Gold has regained its shine. The precious metal is up nearly $100 so far this week and the precious metal just managed to eke out fresh multi-year highs. In my opinion, three things are driving gold higher at the moment.
Firstly, gold appears to be “playing catch up” to the rest of the market. As most of you will remember, in late-February we saw some CRAZY moves across other asset classes; global equities fell into correction territory within a week (defined as a 10% decline from recent highs), crude prices were crushed, developed economy bond yields fell to all time lows and higher yielding G10 currencies (namely, USD and CAD) have been getting absolutely smashed. Yet at the time gold did very little. Now it appears to be coming to the party late, or catching up on the crazy moves that we have seen across these other asset classes.

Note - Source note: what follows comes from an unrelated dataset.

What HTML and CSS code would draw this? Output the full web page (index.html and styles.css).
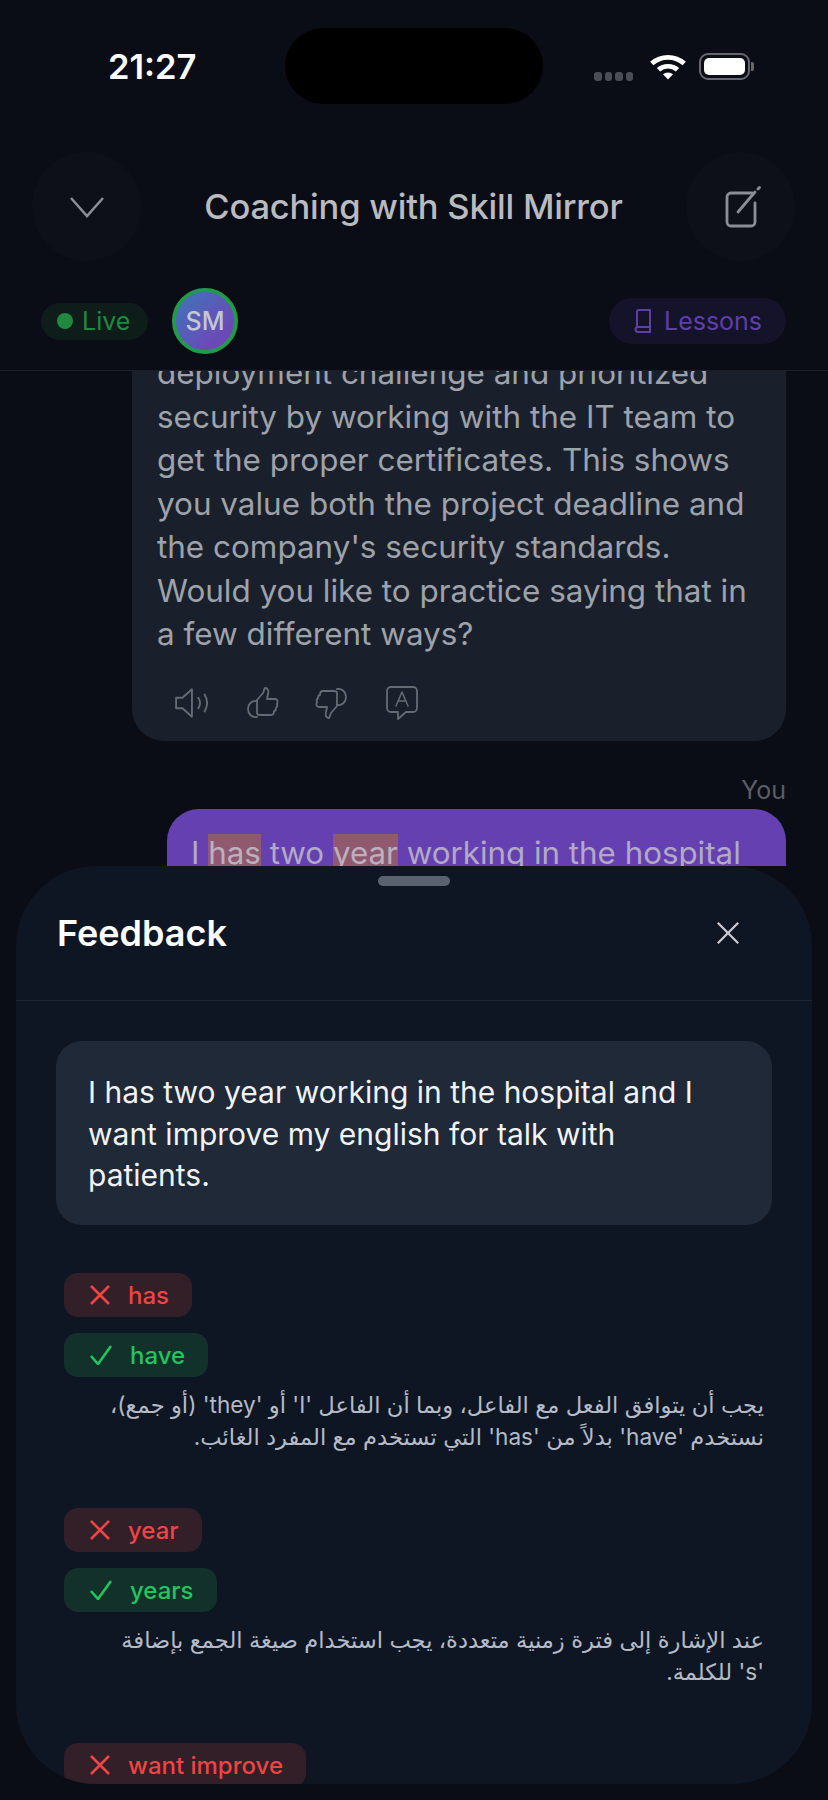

Secondly, the risk picture is continuing to worsen which, given its status as a safe haven asset, should benefit gold. International Covid-19 numbers continue to rise, with cases rapidly jumping in the US, Europe and the Middle East. US and European countries have so far been less aggressive in their attempts to contain the virus than was China, implying that the outbreaks we see in these countries might be worse than what we saw in China. The worse things get, the better for safe havens such as gold, and I expect things to get MUCH worse.

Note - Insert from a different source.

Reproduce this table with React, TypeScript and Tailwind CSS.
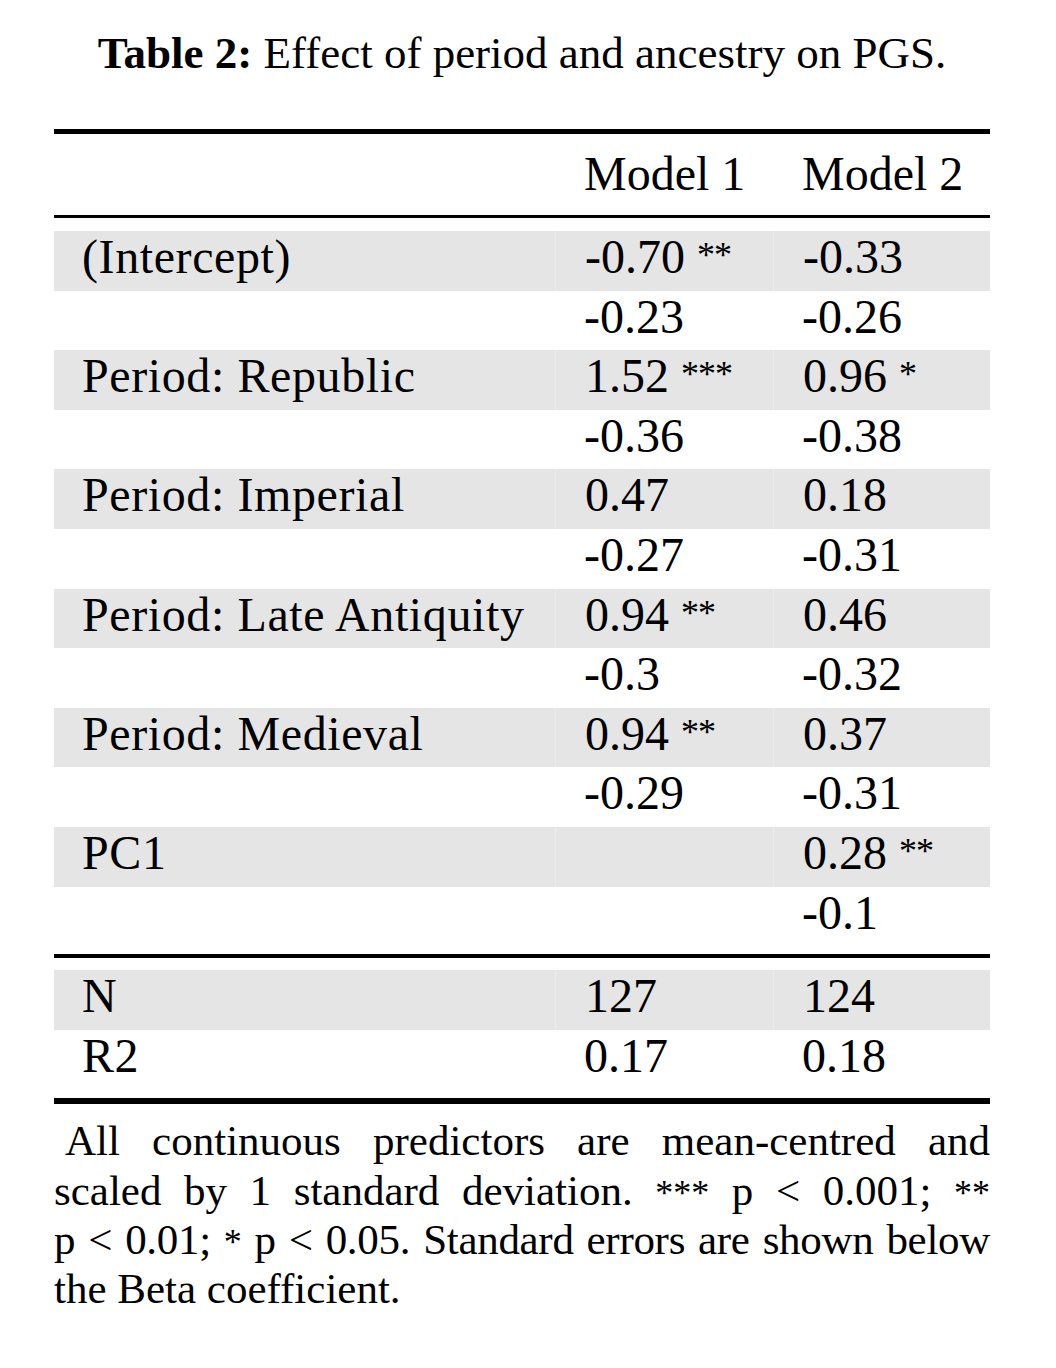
const rows: [string, string, string, string, string, boolean][] = [
  ["(Intercept)", "-0.70", "**", "-0.33", "", true],
  ["", "-0.23", "", "-0.26", "", false],
  ["Period: Republic", "1.52", "***", "0.96", "*", true],
  ["", "-0.36", "", "-0.38", "", false],
  ["Period: Imperial", "0.47", "", "0.18", "", true],
  ["", "-0.27", "", "-0.31", "", false],
  ["Period: Late Antiquity", "0.94", "**", "0.46", "", true],
  ["", "-0.3", "", "-0.32", "", false],
  ["Period: Medieval", "0.94", "**", "0.37", "", true],
  ["", "-0.29", "", "-0.31", "", false],
  ["PC1", "", "", "0.28", "**", true],
  ["", "", "", "-0.1", "", false],
];

const stats: [string, string, string, string, string, boolean][] = [
  ["N", "127", "", "124", "", true],
  ["R2", "0.17", "", "0.18", "", false],
];

function Stars({ s }: { s: string }) {
  if (!s) return null;
  return (
    <span className="relative -top-[6px] ml-[12px] text-[36px] leading-none tracking-[-1px]">{s}</span>
  );
}

function Row({ cells }: { cells: [string, string, string, string, string, boolean] }) {
  const [label, m1, s1, m2, s2, shaded] = cells;
  const bg = shaded ? "bg-[#e5e5e5]" : "bg-white";
  return (
    <div className="grid h-[59.6px] grid-cols-[501px_218px_217px] text-[48px] leading-[52px] whitespace-pre">
      <div className={`${bg} pl-[28px] tracking-[0.6px]`}>{label}</div>
      <div className={`${bg} pl-[29px] ${shaded ? "border-l border-[#ececec]" : ""}`}>
        {m1}
        <Stars s={s1} />
      </div>
      <div className={`${bg} pl-[29px] ${shaded ? "border-l border-[#ececec]" : ""}`}>
        {m2}
        <Stars s={s2} />
      </div>
    </div>
  );
}

export default function App() {
  return (
    <div className="min-h-[1368px] w-[1056px] bg-white text-black [font-family:'Liberation_Serif',serif]">
      <div className="ml-[54px] w-[936px]">
        <div className="pt-[31px] text-center text-[45px] leading-[44px]">
          <span className="font-bold">Table 2:</span> Effect of period and ancestry on PGS.
        </div>

        <div className="mt-[54px] h-[5px] bg-black" />
        <div className="grid grid-cols-[501px_218px_217px] pt-[14px] pb-[15px] text-[48px] leading-[52px]">
          <div />
          <div className="pl-[29px]">Model 1</div>
          <div className="pl-[29px]">Model 2</div>
        </div>
        <div className="h-[3px] bg-black" />

        <div className="pt-[13px] pb-[8px]">
          {rows.map((r, i) => (
            <Row key={i} cells={r} />
          ))}
        </div>
        <div className="h-[4px] bg-black" />
        <div className="pt-[12px] pb-[9px]">
          {stats.map((r, i) => (
            <Row key={i} cells={r} />
          ))}
        </div>
        <div className="h-[6px] bg-black" />

        <div className="mt-[12px] text-[43px] leading-[49.3px] whitespace-nowrap">
          <div className="pl-[11px] text-justify [text-align-last:justify]">
            All continuous predictors are mean-centred and
          </div>
          <div className="text-justify [text-align-last:justify]">
            scaled by 1 standard deviation. <span className="text-[36px] leading-none">***</span> p &lt; 0.001;{" "}
            <span className="text-[36px] leading-none">**</span>
          </div>
          <div className="text-justify tracking-[-0.3px] [text-align-last:justify]">
            p &lt; 0.01; <span className="text-[36px] leading-none">*</span> p &lt; 0.05. Standard errors are shown below
          </div>
          <div>the Beta coefficient.</div>
        </div>
      </div>
    </div>
  );
}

Thirdly, gold loves central bank easing and its looks like we are on the cusp of a HUGE global central bank easing cycle. The Fed has already axed rate by 50bps this month and is seen making more cuts at the 18th of March FOMC meeting. The BoC has also cut by 50bps, the RBA by 20. The BoE is expected to go somewhere between 25 and 50, as is the RBNZ. Even the ECB is expected to go 10. All of this central bank easing, which is growing ever more likely the worse the Covid-19 outbreak gets, points to higher gold prices.